AppleAt the beginning of 2012, the gravity-defying rise of Apple (AAPL) was the hot topic of analysts on the street, and hopes that the stock could climb higher and higher led plenty of analysts to give an extremely bullish assessment of the stock. Several analysts were predicting the stock would climb higher and higher, such as Andy Zaky of Bullish Cross, who predicted the stock would climb to $1,000 a share as recently as September 2012. Earlier in 2012, Topeka analyst Brian White also predicted 4-digit stock price for the company.

So far, these analysts have been wrong. Apple has lost 16.5% since the beginning of January and is actually down slightly on a year-over-year basis as of Friday. 2013 is not starting out well for Apple either – at least not for those who are long the stock for aggressive growth. However, Apple hasn’t been an aggressive growth stock for a long time, and anyone who has been playing it that way has been missing a very important shift in the tech world.

These analysts might have been wrong on the actual stock price, but they were not wrong about Apple being a solid investment despite its falling price. Zolio explains why . . .

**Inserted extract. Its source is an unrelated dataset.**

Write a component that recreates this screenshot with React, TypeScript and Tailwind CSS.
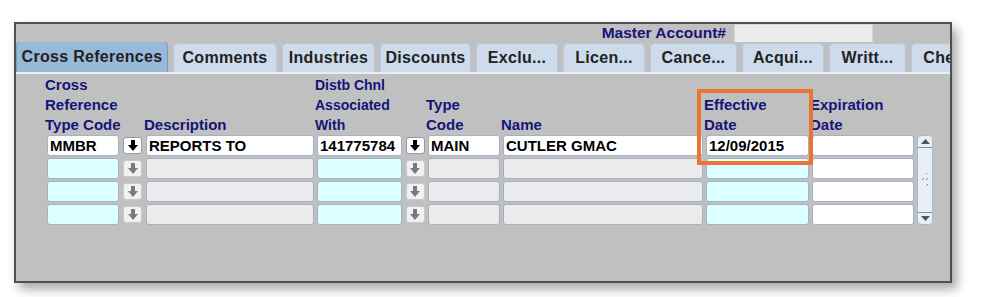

From Growth to Maturity: The Dividend Clue

In March 2012, around the time that analysts were releasing price targets of 30% or more of the company’s stock price, Apple announced a dividend. This was the first dividend offered by the company since 1995 and was a tremendous news story both from a financial and a cultural perspective.

Steve Jobs, who died just a few months before the dividend announcement, had been staunchly against the idea of a dividend, and for sound financial reasons: Jobs believed that Apple knew better how to invest that extra cash and get a good return better than any of its individual stockholders, and throughout his lifetime, the reality of Apple’s stock appreciation with him as CEO really proved him right. From 1999 to 2011, it would be almost impossible to make more money with any other investment strategy besides buying and holding Apple.

When Tim Cook announced that the company would give a dividend, he was partly bowing to pressure that the company do something with its $100 billion in cash reserves. The company was so profitable and so rich that its hoard of money was a real problem. $100 billion is roughly the size of Slovakia’s total GDP in 2012. It’s a lot of money.

But the decision was also a tacit acknowledgment that Apple was no longer a growth company. You could see this clearly from the language of Tim Cook’s formal announcement, if you knew what clues to read:

“We have used some of our cash to make great investments in our business through increased research and development, acquisitions, new retail store openings, strategic prepayments and capital expenditures in our supply chain, and building out our infrastructure. Even with these investments, we can maintain a war chest for strategic opportunities and have plenty of cash to run our business. So we are going to initiate a dividend and share repurchase program,” Cook said.

Apple still had plenty of cash left over after maintaining a war chest and all of its investments because it had reached the apex of its growth. It was a matured business whose revenue growth would be less robust in the future.

That’s not to say it wouldn’t remain a phenomenally profitable and successful company, but that the very nature of its market position was changing. It was once a company of tremendous growth and size–that is never infinitely sustainable. One has to give, and for most shareholders, giving up growth is better than giving up size. That’s what happened to Apple.

You could see it clearly in their numbers as early as June 2012, when revenue fell from $39 billion to $35 billion. While that slowed the stock’s appreciation and kept it just below the $600 resistance level for a few weeks, the market’s love for the company kept it invested, and kept the stock rising and rising until it broke $700 and then began the fall as investors realized the appreciation couldn’t last forever in a company whose revenue growth was falling.

Now, Apple is still a great stock to hold for a very different reason. It pays a handsome dividend with a respectable 2.35% yield, and the price is quite low (the P/E is 10.10–tiny for tech, half of GOOG, and a fraction of MSFT). Its dividend is likely to go up soon, and we will probably see the stock have incremental dividend increases over time just like any other utility stock (T, VZ, XOM, CVX).

Because, think about it: these days iPads, iPhones, and Macbooks aren’t really awe-inspiring tech innovations anymore. They get thinner, faster, more impressive, but they are tools. Necessary tools, whether you’re a teen communicating, a businessman analyzing, or a consumer surfing the net. Apple successfully integrated its products into our everyday lives and, for as long as that is the case, it will remain a utility. Smart investors should start trading it as a utility–in fact, that’s what they should’ve been doing for the past year.